Supplied information
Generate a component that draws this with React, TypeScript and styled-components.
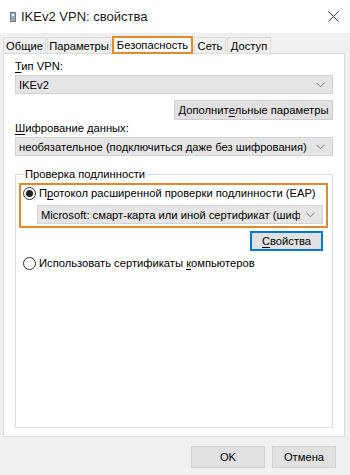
import React from 'react';
import styled, { createGlobalStyle } from 'styled-components';

const Global = createGlobalStyle`
  html, body {
    margin: 0;
    padding: 0;
    background: #f0f0f0;
  }
  body {
    font-family: "Liberation Sans", Arial, sans-serif;
    font-size: 11.2px;
    color: #000;
  }
`;

const Window = styled.div`
  width: 350px;
  height: 475px;
  display: flex;
  flex-direction: column;
  background: #f0f0f0;
  overflow: hidden;
`;

const TitleBar = styled.div`
  height: 33px;
  flex: 0 0 auto;
  background: #fff;
  display: flex;
  align-items: center;
  padding: 0 0 0 10px;
  font-size: 13px;
  color: #1a1a1a;
`;

const TitleText = styled.span`
  flex: 1;
  margin-left: 5px;
`;

const CloseButton = styled.div`
  width: 34px;
  height: 33px;
  display: flex;
  align-items: center;
  justify-content: center;
`;

const Body = styled.div`
  flex: 1;
  display: flex;
  flex-direction: column;
  padding: 3px 5px 0 3px;
  min-height: 0;
`;

const TabStrip = styled.div`
  display: flex;
  align-items: flex-end;
  height: 17px;
  flex: 0 0 auto;
`;

const Tab = styled.div<{ $active?: boolean; $w: number }>`
  width: ${p => p.$w}px;
  height: ${p => (p.$active ? '18px' : '16px')};
  box-sizing: border-box;
  margin-right: 1px;
  margin-bottom: ${p => (p.$active ? '-1px' : '0')};
  display: flex;
  align-items: center;
  justify-content: center;
  background: ${p => (p.$active ? '#fff' : '#f0f0f0')};
  border: ${p => (p.$active ? '2px solid #e4882c' : '1px solid #dcdcdc')};
  border-bottom: ${p => (p.$active ? '2px solid #e4882c' : 'none')};
  white-space: nowrap;
  position: relative;
  z-index: ${p => (p.$active ? 1 : 0)};
`;

const Panel = styled.div`
  flex: 0 0 384px;
  box-sizing: border-box;
  background: #fff;
  border: 1px solid #dcdcdc;
  padding: 4px 11px 0 11px;
  display: flex;
  flex-direction: column;
  min-width: 0;
`;

const Label = styled.div`
  height: 16px;
  line-height: 16px;
  margin-bottom: 1px;
`;

const Key = styled.span`
  text-decoration: underline;
  text-underline-offset: 2px;
`;

const Select = styled.div`
  box-sizing: border-box;
  height: 19px;
  width: 100%;
  min-width: 0;
  background: #e5e5e5;
  border: 1px solid #d4d4d4;
  display: flex;
  align-items: center;
  padding: 0 7px 0 3px;
  overflow: hidden;
`;

const SelectText = styled.span`
  flex: 1;
  min-width: 0;
  white-space: nowrap;
  overflow: hidden;
`;

const Chevron = () => (
  <svg width="9" height="6" viewBox="0 0 9 6" style={{ flex: '0 0 auto', marginLeft: 6 }}>
    <path d="M0.5 0.8 L4.5 4.8 L8.5 0.8" fill="none" stroke="#777" strokeWidth="1" />
  </svg>
);

const Button = styled.div<{ $focused?: boolean; $width: number; $height?: number }>`
  box-sizing: border-box;
  width: ${p => p.$width}px;
  height: ${p => p.$height ?? 20}px;
  background: #e1e1e1;
  border: 1px solid ${p => (p.$focused ? '#0078d7' : '#cfcfcf')};
  box-shadow: ${p => (p.$focused ? 'inset 0 0 0 1px #0078d7' : 'none')};
  display: flex;
  align-items: center;
  justify-content: center;
  white-space: nowrap;
`;

const RightRow = styled.div<{ $top: number; $right?: number }>`
  display: flex;
  justify-content: flex-end;
  margin-top: ${p => p.$top}px;
  padding-right: ${p => p.$right ?? 0}px;
`;

const Group = styled.fieldset`
  margin: 11px 0 0 0;
  padding: 0 4px 0 3px;
  border: 1px solid #dcdcdc;
  height: 261px;
  min-width: 0;
  box-sizing: border-box;
  display: flex;
  flex-direction: column;
`;

const Legend = styled.legend`
  padding: 0 1px;
  margin-left: 5px;
  line-height: 14px;
`;

const Highlight = styled.div`
  border: 2px solid #e4882c;
  padding: 0 3px 2px 2px;
  display: flex;
  flex-direction: column;
  gap: 4px;
  margin-top: 2px;
  min-width: 0;
  overflow: hidden;
`;

const RadioRow = styled.div<{ $top?: number; $left?: number }>`
  display: flex;
  align-items: center;
  height: 16px;
  white-space: nowrap;
  margin-top: ${p => p.$top ?? 0}px;
  padding-left: ${p => p.$left ?? 0}px;
`;

const RadioCircle = styled.span<{ $checked?: boolean }>`
  width: 13px;
  height: 13px;
  box-sizing: border-box;
  border-radius: 50%;
  border: 1px solid #333;
  margin-right: 3px;
  display: flex;
  align-items: center;
  justify-content: center;
  &::after {
    content: '';
    width: 7px;
    height: 7px;
    border-radius: 50%;
    background: ${p => (p.$checked ? '#222' : 'transparent')};
  }
`;

const Indent = styled.div`
  padding-left: 14px;
  min-width: 0;
`;

const Footer = styled.div`
  flex: 1;
  display: flex;
  justify-content: flex-end;
  align-items: flex-start;
  gap: 7px;
  padding: 9px 9px 0 0;
`;

export default function App() {
  return (
    <>
      <Global />
      <Window>
        <TitleBar>
          <svg width="6" height="10" viewBox="0 0 6 10">
            <rect x="0.5" y="0.5" width="5" height="9" fill="#9aa9b8" stroke="#6c7c8c" />
            <rect x="1.5" y="2" width="3" height="2" fill="#dfe7ee" />
          </svg>
          <TitleText>IKEv2 VPN: свойства</TitleText>
          <CloseButton>
            <svg width="11" height="11" viewBox="0 0 11 11">
              <path d="M0.5 0.5 L10.5 10.5 M10.5 0.5 L0.5 10.5" stroke="#444" strokeWidth="1" />
            </svg>
          </CloseButton>
        </TitleBar>
        <Body>
          <TabStrip>
            <Tab $w={43}>Общие</Tab>
            <Tab $w={64}>Параметры</Tab>
            <Tab $w={81} $active>Безопасность</Tab>
            <Tab $w={32}>Сеть</Tab>
            <Tab $w={44}>Доступ</Tab>
          </TabStrip>
          <Panel>
            <Label><Key>Т</Key>ип VPN:</Label>
            <Select>
              <SelectText>IKEv2</SelectText>
              <Chevron />
            </Select>
            <RightRow $top={6}>
              <Button $width={159}>Дополнит<Key>е</Key>льные параметры</Button>
            </RightRow>
            <Label><Key>Ш</Key>ифрование данных:</Label>
            <Select>
              <SelectText>необязательное (подключиться даже без шифрования)</SelectText>
              <Chevron />
            </Select>
            <Group>
              <Legend>Проверка подлинности</Legend>
              <Highlight>
                <RadioRow>
                  <RadioCircle $checked />
                  П<Key>р</Key>отокол расширенной проверки подлинности (EAP)
                </RadioRow>
                <Indent>
                  <Select>
                    <SelectText>Microsoft: смарт-карта или иной сертификат (шифрование включено)</SelectText>
                    <Chevron />
                  </Select>
                </Indent>
              </Highlight>
              <RightRow $top={3} $right={5}>
                <Button $width={73} $focused><Key>С</Key>войства</Button>
              </RightRow>
              <RadioRow $top={4} $left={4}>
                <RadioCircle />
                Использовать сертификаты&nbsp;<Key>к</Key>омпьютеров
              </RadioRow>
            </Group>
          </Panel>
          <Footer>
            <Button $width={74} $height={22}>OK</Button>
            <Button $width={64} $height={22}>Отмена</Button>
          </Footer>
        </Body>
      </Window>
    </>
  );
}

Task directions
Restate the entire listing word for word, excluding pictures.

Correct output
Generate a component that draws this with React, TypeScript and styled-components.
import React from 'react';
import styled, { createGlobalStyle } from 'styled-components';

const Global = createGlobalStyle`
  html, body {
    margin: 0;
    padding: 0;
    background: #f0f0f0;
  }
  body {
    font-family: "Liberation Sans", Arial, sans-serif;
    font-size: 11.2px;
    color: #000;
  }
`;

const Window = styled.div`
  width: 350px;
  height: 475px;
  display: flex;
  flex-direction: column;
  background: #f0f0f0;
  overflow: hidden;
`;

const TitleBar = styled.div`
  height: 33px;
  flex: 0 0 auto;
  background: #fff;
  display: flex;
  align-items: center;
  padding: 0 0 0 10px;
  font-size: 13px;
  color: #1a1a1a;
`;

const TitleText = styled.span`
  flex: 1;
  margin-left: 5px;
`;

const CloseButton = styled.div`
  width: 34px;
  height: 33px;
  display: flex;
  align-items: center;
  justify-content: center;
`;

const Body = styled.div`
  flex: 1;
  display: flex;
  flex-direction: column;
  padding: 3px 5px 0 3px;
  min-height: 0;
`;

const TabStrip = styled.div`
  display: flex;
  align-items: flex-end;
  height: 17px;
  flex: 0 0 auto;
`;

const Tab = styled.div<{ $active?: boolean; $w: number }>`
  width: ${p => p.$w}px;
  height: ${p => (p.$active ? '18px' : '16px')};
  box-sizing: border-box;
  margin-right: 1px;
  margin-bottom: ${p => (p.$active ? '-1px' : '0')};
  display: flex;
  align-items: center;
  justify-content: center;
  background: ${p => (p.$active ? '#fff' : '#f0f0f0')};
  border: ${p => (p.$active ? '2px solid #e4882c' : '1px solid #dcdcdc')};
  border-bottom: ${p => (p.$active ? '2px solid #e4882c' : 'none')};
  white-space: nowrap;
  position: relative;
  z-index: ${p => (p.$active ? 1 : 0)};
`;

const Panel = styled.div`
  flex: 0 0 384px;
  box-sizing: border-box;
  background: #fff;
  border: 1px solid #dcdcdc;
  padding: 4px 11px 0 11px;
  display: flex;
  flex-direction: column;
  min-width: 0;
`;

const Label = styled.div`
  height: 16px;
  line-height: 16px;
  margin-bottom: 1px;
`;

const Key = styled.span`
  text-decoration: underline;
  text-underline-offset: 2px;
`;

const Select = styled.div`
  box-sizing: border-box;
  height: 19px;
  width: 100%;
  min-width: 0;
  background: #e5e5e5;
  border: 1px solid #d4d4d4;
  display: flex;
  align-items: center;
  padding: 0 7px 0 3px;
  overflow: hidden;
`;

const SelectText = styled.span`
  flex: 1;
  min-width: 0;
  white-space: nowrap;
  overflow: hidden;
`;

const Chevron = () => (
  <svg width="9" height="6" viewBox="0 0 9 6" style={{ flex: '0 0 auto', marginLeft: 6 }}>
    <path d="M0.5 0.8 L4.5 4.8 L8.5 0.8" fill="none" stroke="#777" strokeWidth="1" />
  </svg>
);

const Button = styled.div<{ $focused?: boolean; $width: number; $height?: number }>`
  box-sizing: border-box;
  width: ${p => p.$width}px;
  height: ${p => p.$height ?? 20}px;
  background: #e1e1e1;
  border: 1px solid ${p => (p.$focused ? '#0078d7' : '#cfcfcf')};
  box-shadow: ${p => (p.$focused ? 'inset 0 0 0 1px #0078d7' : 'none')};
  display: flex;
  align-items: center;
  justify-content: center;
  white-space: nowrap;
`;

const RightRow = styled.div<{ $top: number; $right?: number }>`
  display: flex;
  justify-content: flex-end;
  margin-top: ${p => p.$top}px;
  padding-right: ${p => p.$right ?? 0}px;
`;

const Group = styled.fieldset`
  margin: 11px 0 0 0;
  padding: 0 4px 0 3px;
  border: 1px solid #dcdcdc;
  height: 261px;
  min-width: 0;
  box-sizing: border-box;
  display: flex;
  flex-direction: column;
`;

const Legend = styled.legend`
  padding: 0 1px;
  margin-left: 5px;
  line-height: 14px;
`;

const Highlight = styled.div`
  border: 2px solid #e4882c;
  padding: 0 3px 2px 2px;
  display: flex;
  flex-direction: column;
  gap: 4px;
  margin-top: 2px;
  min-width: 0;
  overflow: hidden;
`;

const RadioRow = styled.div<{ $top?: number; $left?: number }>`
  display: flex;
  align-items: center;
  height: 16px;
  white-space: nowrap;
  margin-top: ${p => p.$top ?? 0}px;
  padding-left: ${p => p.$left ?? 0}px;
`;

const RadioCircle = styled.span<{ $checked?: boolean }>`
  width: 13px;
  height: 13px;
  box-sizing: border-box;
  border-radius: 50%;
  border: 1px solid #333;
  margin-right: 3px;
  display: flex;
  align-items: center;
  justify-content: center;
  &::after {
    content: '';
    width: 7px;
    height: 7px;
    border-radius: 50%;
    background: ${p => (p.$checked ? '#222' : 'transparent')};
  }
`;

const Indent = styled.div`
  padding-left: 14px;
  min-width: 0;
`;

const Footer = styled.div`
  flex: 1;
  display: flex;
  justify-content: flex-end;
  align-items: flex-start;
  gap: 7px;
  padding: 9px 9px 0 0;
`;

export default function App() {
  return (
    <>
      <Global />
      <Window>
        <TitleBar>
          <svg width="6" height="10" viewBox="0 0 6 10">
            <rect x="0.5" y="0.5" width="5" height="9" fill="#9aa9b8" stroke="#6c7c8c" />
            <rect x="1.5" y="2" width="3" height="2" fill="#dfe7ee" />
          </svg>
          <TitleText>IKEv2 VPN: свойства</TitleText>
          <CloseButton>
            <svg width="11" height="11" viewBox="0 0 11 11">
              <path d="M0.5 0.5 L10.5 10.5 M10.5 0.5 L0.5 10.5" stroke="#444" strokeWidth="1" />
            </svg>
          </CloseButton>
        </TitleBar>
        <Body>
          <TabStrip>
            <Tab $w={43}>Общие</Tab>
            <Tab $w={64}>Параметры</Tab>
            <Tab $w={81} $active>Безопасность</Tab>
            <Tab $w={32}>Сеть</Tab>
            <Tab $w={44}>Доступ</Tab>
          </TabStrip>
          <Panel>
            <Label><Key>Т</Key>ип VPN:</Label>
            <Select>
              <SelectText>IKEv2</SelectText>
              <Chevron />
            </Select>
            <RightRow $top={6}>
              <Button $width={159}>Дополнит<Key>е</Key>льные параметры</Button>
            </RightRow>
            <Label><Key>Ш</Key>ифрование данных:</Label>
            <Select>
              <SelectText>необязательное (подключиться даже без шифрования)</SelectText>
              <Chevron />
            </Select>
            <Group>
              <Legend>Проверка подлинности</Legend>
              <Highlight>
                <RadioRow>
                  <RadioCircle $checked />
                  П<Key>р</Key>отокол расширенной проверки подлинности (EAP)
                </RadioRow>
                <Indent>
                  <Select>
                    <SelectText>Microsoft: смарт-карта или иной сертификат (шифрование включено)</SelectText>
                    <Chevron />
                  </Select>
                </Indent>
              </Highlight>
              <RightRow $top={3} $right={5}>
                <Button $width={73} $focused><Key>С</Key>войства</Button>
              </RightRow>
              <RadioRow $top={4} $left={4}>
                <RadioCircle />
                Использовать сертификаты&nbsp;<Key>к</Key>омпьютеров
              </RadioRow>
            </Group>
          </Panel>
          <Footer>
            <Button $width={74} $height={22}>OK</Button>
            <Button $width={64} $height={22}>Отмена</Button>
          </Footer>
        </Body>
      </Window>
    </>
  );
}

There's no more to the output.